In the eyes of the Taliban, Pakistan would always be the “na-Pak army” — a play on the word “pak,” which in common parlance means ritually pure for prayer, with “na-Pak” being its opposite. The implication is that Pakistan’s leaders and military were bad Muslims, if not godless. Saraj had outlined several reasons for this deep mistrust. First, the Taliban would never accept the Durand Line, the border between Afghanistan and Pakistan, as legitimate. To them, these are Pashtun tribal heartlands that cannot be divided. They also could not forget the repeated incursions of the Pakistani army into North Waziristan, which began with the devastating 2014 Zarb-e-Azb campaign. While Pakistan viewed the campaign as an effort to flush out foreign and local jihadi militants from the semiautonomous region, the Taliban, whose members had family ties there, saw it as Pakistan carrying out then-President Barack Obama’s orders, further souring the relationship. Those incursions by the Pakistani army into the tribal Pashtun heartlands continue to this day.

Second, the Taliban would never forgive the fact that many of its members, including its founding figure Mullah Zaeef, had been captured, tortured and rendered to Guantanamo Bay, where they suffered humiliation at the hands of the Americans. They regarded Pakistan as complicit in these betrayals, even if Islamabad had been in an impossible position. Pakistan had broken a fundamental rule that, from the Taliban’s perspective, violated both Sharia and the Pashtunwali code: One does not hand over a guest to the enemy. In line with this code, it should be remembered that Mullah Omar, revered by the Taliban, was willing to endure U.S. bombing rather than hand over Osama bin Laden.

Third, unlike the former republic, the Taliban emirate would shelter the TTP, while the TTP, emboldened by the Taliban’s success, would increase their border incursions and demand that Pakistan become an Islamic state implementing its version of Sharia.

And so, while the Taliban may have eaten the Pakistani salt, it harbored a lasting grudge against its patron. The Taliban were never mere clients or “younger brothers,” as Pakistan had imagined them; they had their own agency and ideas about the direction Afghanistan was going to take. And they kept the TTP as their ace card, a weapon to be deployed against Pakistan should relations deteriorate.

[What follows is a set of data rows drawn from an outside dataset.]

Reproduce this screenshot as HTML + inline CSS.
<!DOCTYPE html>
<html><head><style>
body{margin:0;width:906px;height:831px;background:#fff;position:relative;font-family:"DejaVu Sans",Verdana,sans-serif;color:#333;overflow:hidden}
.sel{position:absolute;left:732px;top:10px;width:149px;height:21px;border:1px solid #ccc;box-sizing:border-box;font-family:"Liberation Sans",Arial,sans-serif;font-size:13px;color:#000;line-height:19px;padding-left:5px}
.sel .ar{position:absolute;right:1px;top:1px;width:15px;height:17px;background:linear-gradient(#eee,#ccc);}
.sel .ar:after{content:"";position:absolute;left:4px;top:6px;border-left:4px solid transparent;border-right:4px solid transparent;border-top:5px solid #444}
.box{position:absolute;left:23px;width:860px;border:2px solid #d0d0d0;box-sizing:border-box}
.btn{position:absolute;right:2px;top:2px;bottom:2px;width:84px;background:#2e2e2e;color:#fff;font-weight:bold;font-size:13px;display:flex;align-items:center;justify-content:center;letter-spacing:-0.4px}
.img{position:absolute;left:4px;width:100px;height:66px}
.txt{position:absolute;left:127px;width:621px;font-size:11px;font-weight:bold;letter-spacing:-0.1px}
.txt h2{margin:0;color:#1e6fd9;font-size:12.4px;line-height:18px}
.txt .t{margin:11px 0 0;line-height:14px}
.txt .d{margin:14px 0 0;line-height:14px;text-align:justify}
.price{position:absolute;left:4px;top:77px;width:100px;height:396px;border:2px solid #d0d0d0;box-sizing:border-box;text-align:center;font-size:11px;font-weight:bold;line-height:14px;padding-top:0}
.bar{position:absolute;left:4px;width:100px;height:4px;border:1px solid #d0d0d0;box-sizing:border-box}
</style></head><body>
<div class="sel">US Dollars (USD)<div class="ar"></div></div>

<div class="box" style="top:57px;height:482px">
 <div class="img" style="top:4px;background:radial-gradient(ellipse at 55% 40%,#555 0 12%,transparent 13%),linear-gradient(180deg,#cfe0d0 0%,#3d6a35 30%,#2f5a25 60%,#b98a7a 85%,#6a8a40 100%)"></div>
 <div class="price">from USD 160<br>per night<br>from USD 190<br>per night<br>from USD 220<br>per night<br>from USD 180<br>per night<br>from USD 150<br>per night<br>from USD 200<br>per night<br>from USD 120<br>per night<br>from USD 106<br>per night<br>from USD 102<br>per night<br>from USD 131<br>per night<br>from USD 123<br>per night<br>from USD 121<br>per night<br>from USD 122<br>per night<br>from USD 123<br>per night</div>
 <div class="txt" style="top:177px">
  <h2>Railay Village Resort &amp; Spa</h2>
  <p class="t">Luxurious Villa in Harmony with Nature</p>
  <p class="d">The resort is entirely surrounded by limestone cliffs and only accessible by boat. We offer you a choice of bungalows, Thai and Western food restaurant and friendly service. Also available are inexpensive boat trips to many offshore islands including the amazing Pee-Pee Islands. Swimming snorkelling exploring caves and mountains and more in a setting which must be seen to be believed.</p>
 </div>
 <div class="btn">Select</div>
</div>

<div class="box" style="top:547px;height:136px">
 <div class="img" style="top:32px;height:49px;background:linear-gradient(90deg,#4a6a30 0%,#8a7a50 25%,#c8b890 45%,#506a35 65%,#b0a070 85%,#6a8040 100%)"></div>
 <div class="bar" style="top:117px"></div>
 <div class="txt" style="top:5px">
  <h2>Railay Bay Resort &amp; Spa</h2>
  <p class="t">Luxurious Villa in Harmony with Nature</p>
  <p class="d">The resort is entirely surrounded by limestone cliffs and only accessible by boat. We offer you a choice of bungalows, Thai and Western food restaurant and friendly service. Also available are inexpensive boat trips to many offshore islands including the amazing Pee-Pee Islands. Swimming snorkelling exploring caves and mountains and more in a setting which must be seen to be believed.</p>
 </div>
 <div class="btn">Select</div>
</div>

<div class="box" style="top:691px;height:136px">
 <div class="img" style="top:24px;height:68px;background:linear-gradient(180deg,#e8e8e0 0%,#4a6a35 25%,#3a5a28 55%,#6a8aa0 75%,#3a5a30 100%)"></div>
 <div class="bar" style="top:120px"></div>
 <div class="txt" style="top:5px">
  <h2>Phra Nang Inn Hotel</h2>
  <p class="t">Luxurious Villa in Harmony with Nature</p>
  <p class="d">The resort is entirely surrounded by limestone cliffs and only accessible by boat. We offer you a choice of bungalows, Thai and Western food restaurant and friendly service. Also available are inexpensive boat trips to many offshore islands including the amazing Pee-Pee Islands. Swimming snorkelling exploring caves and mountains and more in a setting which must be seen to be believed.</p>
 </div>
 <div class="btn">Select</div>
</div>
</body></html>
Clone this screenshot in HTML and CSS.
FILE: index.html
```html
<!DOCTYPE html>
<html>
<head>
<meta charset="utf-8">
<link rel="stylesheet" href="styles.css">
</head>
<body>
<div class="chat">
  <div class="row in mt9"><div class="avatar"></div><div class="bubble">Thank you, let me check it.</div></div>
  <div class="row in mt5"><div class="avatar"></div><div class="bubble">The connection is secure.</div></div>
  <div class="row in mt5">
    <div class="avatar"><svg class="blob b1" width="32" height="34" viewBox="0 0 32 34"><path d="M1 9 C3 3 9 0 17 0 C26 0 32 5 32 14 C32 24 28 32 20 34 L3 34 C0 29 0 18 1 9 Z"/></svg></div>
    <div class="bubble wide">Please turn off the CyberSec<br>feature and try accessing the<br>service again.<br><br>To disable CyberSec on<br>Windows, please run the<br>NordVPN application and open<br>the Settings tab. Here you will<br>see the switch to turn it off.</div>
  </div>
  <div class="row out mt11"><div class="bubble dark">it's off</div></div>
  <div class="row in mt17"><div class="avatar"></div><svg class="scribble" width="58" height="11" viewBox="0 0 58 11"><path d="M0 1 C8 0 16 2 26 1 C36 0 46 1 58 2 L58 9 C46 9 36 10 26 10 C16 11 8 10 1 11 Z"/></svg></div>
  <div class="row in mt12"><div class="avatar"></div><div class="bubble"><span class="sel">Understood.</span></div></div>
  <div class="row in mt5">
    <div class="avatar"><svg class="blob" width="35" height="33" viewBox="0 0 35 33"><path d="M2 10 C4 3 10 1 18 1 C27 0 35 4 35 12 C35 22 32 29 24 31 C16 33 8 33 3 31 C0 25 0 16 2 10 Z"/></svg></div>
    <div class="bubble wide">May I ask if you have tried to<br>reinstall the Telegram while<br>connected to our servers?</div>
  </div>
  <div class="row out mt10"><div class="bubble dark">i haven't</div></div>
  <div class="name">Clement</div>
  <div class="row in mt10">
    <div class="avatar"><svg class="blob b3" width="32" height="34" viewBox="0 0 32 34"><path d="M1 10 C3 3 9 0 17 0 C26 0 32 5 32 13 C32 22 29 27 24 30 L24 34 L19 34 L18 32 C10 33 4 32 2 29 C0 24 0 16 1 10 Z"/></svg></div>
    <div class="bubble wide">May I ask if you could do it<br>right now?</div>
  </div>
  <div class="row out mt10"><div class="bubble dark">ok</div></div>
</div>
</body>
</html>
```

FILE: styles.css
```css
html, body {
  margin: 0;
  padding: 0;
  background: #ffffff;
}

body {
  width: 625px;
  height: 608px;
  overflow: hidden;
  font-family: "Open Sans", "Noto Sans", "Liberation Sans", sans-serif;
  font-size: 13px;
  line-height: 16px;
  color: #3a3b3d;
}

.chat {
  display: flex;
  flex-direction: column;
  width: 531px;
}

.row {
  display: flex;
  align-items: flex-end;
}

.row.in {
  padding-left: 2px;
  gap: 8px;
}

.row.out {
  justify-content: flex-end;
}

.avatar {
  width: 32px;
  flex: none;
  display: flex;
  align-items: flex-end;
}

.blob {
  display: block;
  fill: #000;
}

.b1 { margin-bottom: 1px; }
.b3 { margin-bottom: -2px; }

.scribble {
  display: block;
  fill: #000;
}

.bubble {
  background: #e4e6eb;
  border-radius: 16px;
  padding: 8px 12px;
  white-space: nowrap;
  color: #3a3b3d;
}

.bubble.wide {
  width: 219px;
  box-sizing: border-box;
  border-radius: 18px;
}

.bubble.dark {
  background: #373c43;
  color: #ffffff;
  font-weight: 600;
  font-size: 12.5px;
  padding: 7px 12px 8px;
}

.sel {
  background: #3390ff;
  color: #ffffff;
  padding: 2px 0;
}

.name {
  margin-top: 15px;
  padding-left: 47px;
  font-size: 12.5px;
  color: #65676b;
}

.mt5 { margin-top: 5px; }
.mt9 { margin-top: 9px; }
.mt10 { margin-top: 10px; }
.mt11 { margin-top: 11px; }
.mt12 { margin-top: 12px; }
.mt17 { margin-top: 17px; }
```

But Pakistan also kept its options open. A source close to the ISI told me that even as Ghani’s government collapsed under the Taliban onslaught, Hameed, the former Pakistani spy chief, secretly met Massoud in a Gulf country to discuss the possibility of an inclusive government in Afghanistan.

Today, the Taliban can send thousands of TTP suicide bombers into Pakistan or cooperate with India-backed Baloch insurgents to cause havoc within its borders. Pakistan, in turn, possesses both the military capacity and the intelligence network to target Taliban leaders and shift the political balance in Afghanistan. It could eliminate the Taliban leadership one by one; after all, it has studied them for decades.

But removing the Taliban would create a power vacuum and trigger a new wave of refugees returning to Pakistan amid the civil war that would likely follow. This means that opposition figures must be ready to step in — and that is precisely where the current maneuvering begins. It is no surprise, then, that Pakistan hosted several Afghan opposition members this October. Figures such as Zia and Massoud have suddenly become politically relevant again. Sources tell me that Islamabad has opened channels of dialogue with opposition representatives. Yet while discussions may be underway, NRF spokesperson Abdullah Khanjani told me that they remain “cautious” because the “Pakistani establishment consistently seeks to manage and contain the opposition.” Though, of course, “the enemy of our enemy can be our friend.” Any engagement with Pakistan, he said, must align with Afghanistan’s national interests, and there has to be a shift in Pakistan’s mentality. It needs to become a partner “for peace and stability,” he added. Association with Islamabad is a double-edged sword: Many of these same opposition leaders have long accused the Taliban of being a Pakistani tool, and they are acutely aware of how damaging an agreement could be. They don’t want to be seen as “another project for the ISI.” But Nasir Andisha, permanent representative of Afghanistan to the United Nations, and a figure said to be close to the NRF, told me that “the risk for the NRF is worth taking.”

By all accounts, recent Taliban-Pakistan peace talks in Istanbul ended in failure. For there to be a rapprochement between the two, the Taliban would have to realign their foreign policy to Pakistan and abandon the TTP. That seems like a big ask from the Taliban and highly unlikely to happen.

This means that if Pakistan decides to throw its weight and experience behind the opposition, it could transform the fortunes of both Massoud’s NRF and Zia’s Afghan Freedom Front overnight. Their attacks would no doubt become more sophisticated and sustained. And with the right backing — not just a plush office in Islamabad but years of financial, political and military support akin to what the Taliban and the mujahedeen once received — both men could become serious contenders for power in Kabul. Yet even if that were to happen, a deeper question remains: Can Pakistan be certain that a new regime would not eventually assert its own independent foreign policy, as every Afghan government before it has done? And if not, would regime change simply restart the same destructive cycle of violence that has blighted Afghanistan for decades?